Easy Health Tip #20: The Salt! Hold the F&*%ing Salt!
October 30, 2006 by Liz Lewis
Filed under Drink, Easy Health Tips, Food and Drink, Misc., Prevention, Your Body

Are you an American?
If you answered yes to this question, chances are you eat waaaay to much salt. Or, more to the point, sodium. It’s absolutely crammed into fast food, pre-packeaged food, frozen foods, canned foods and almost all commercially marketed foods. That’s a hefty blanket statement, to be sure, but it’s got a mountain of truth behind it.
So why all the salty food? Well, if someone is trying to sell you a food how do they do that better? Make it taste better, course! And salt is a natural flavor enhancer. It makes almost everything you put it on taste better. So adding sodium to a product is a total lock in a salesman’s eyes.
Here’s the problem…
Salt raises your blood pressure when consumed en masse. Raised blood pressure leads to heart disease, heart attack, stroke or kidney failure. Eek.
I’m a salt-a-holic myself, but I try to take steps, and I would like to arm you with this fact as you go out in our sodium-riddled culture of slick marketing and value-menu options delivered to the window of your running car…
Salt is an acquired taste.
Once you cut it out, it may take a few days, you won’t miss it, I promise.
Now, our bodies use salt for lots of important things*. Don’t go all-knee jerk and become a salt-phobic weirdo. I’m just saying pay attention and try and cut down a little.
[tags] salt, sodium, fast, food, diet, health [/tags]
*Your body uses salt to do stuff in your cells that are essential to hydration. You don’t want to cut it out entirely. Having no salt intake at all will kill you. It’s a nasty condition called hyponatremia. It occurs when blood sodium levels fall below 135mmol/l. This occurs mostly in children because of diarrhea, but it does rarely occur in adults. Particularly athletes that are losing mass amounts of salt & sodium through the process of sweating, but they’re only replacing the water by drinking it in mass quantities. Think marathoners, Ironman traithletes, etc… This is why sports drinks contain sodium.

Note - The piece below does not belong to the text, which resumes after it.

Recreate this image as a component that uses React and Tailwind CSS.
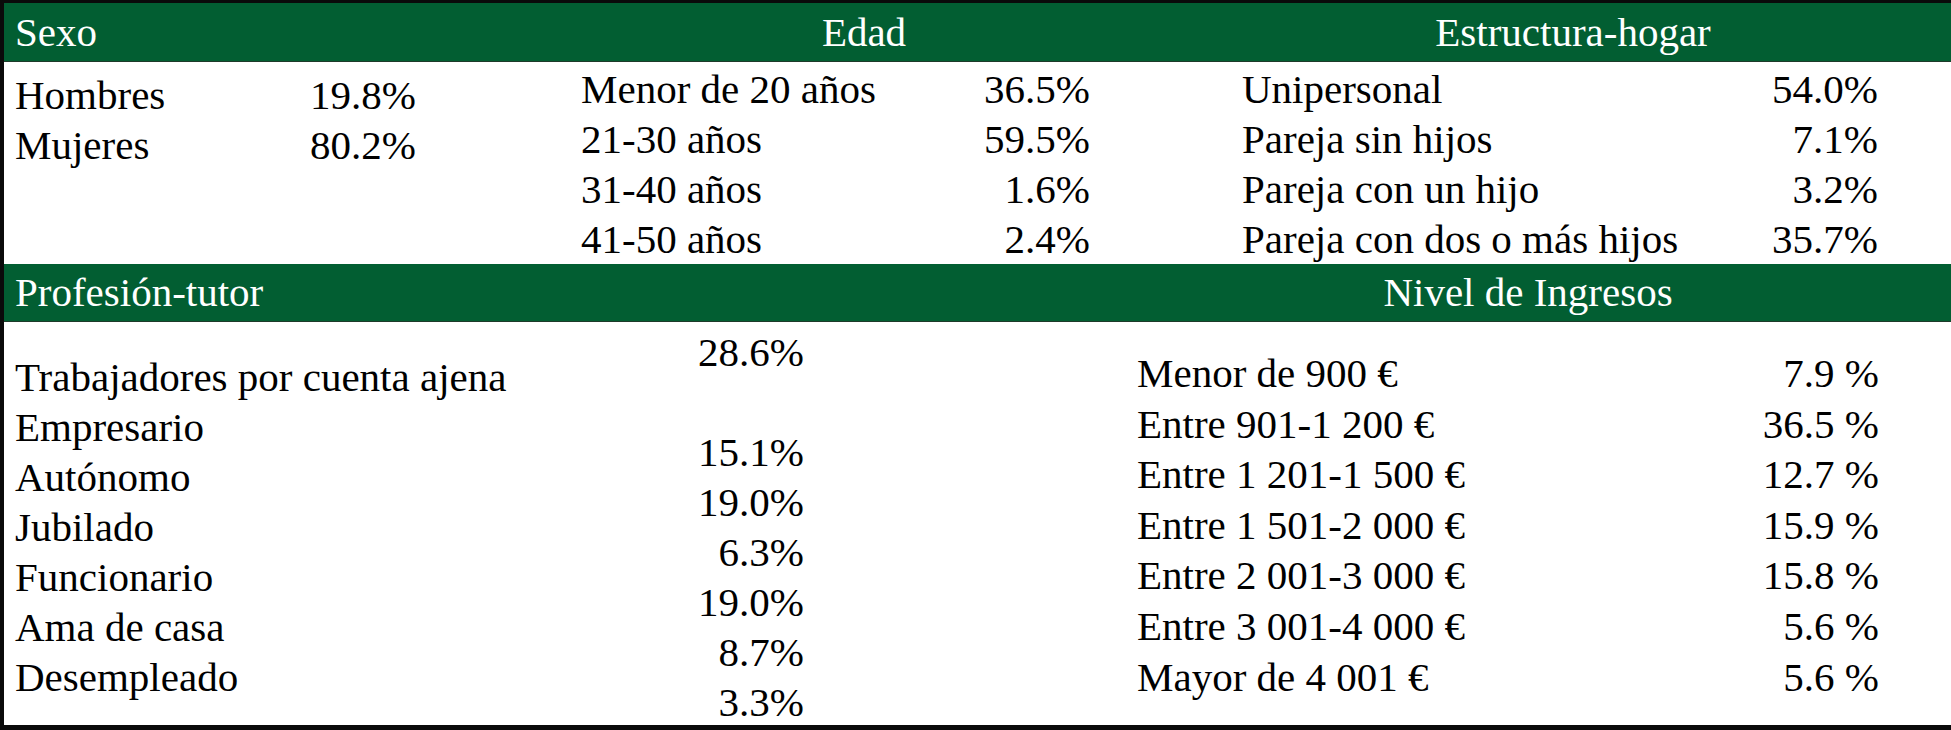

The simplified explanation is that you’re dilluting your blood too much. The really awful thing about this condition is that’s it’s symptoms are almost identical to dehydration, which can lead first-aid givers to try and hydrate a victim, which can kill them. So, if you’re doing a strenuous activity for more than 40 minutes, you may want to look into a sports drink or other supplement that contains sodium/electrolytes.
Remember: the best way to keep yourself hydrated safely is to drink when you’re thirsty.

















Oh man, I was once having some health issues and had to go on a low sodium diet. IT SUCKED. I did miss it. But I’m also kind of the anti-health nut. I mean the stuff’s interesting to read about, even discuss. Applied? Maybe some day.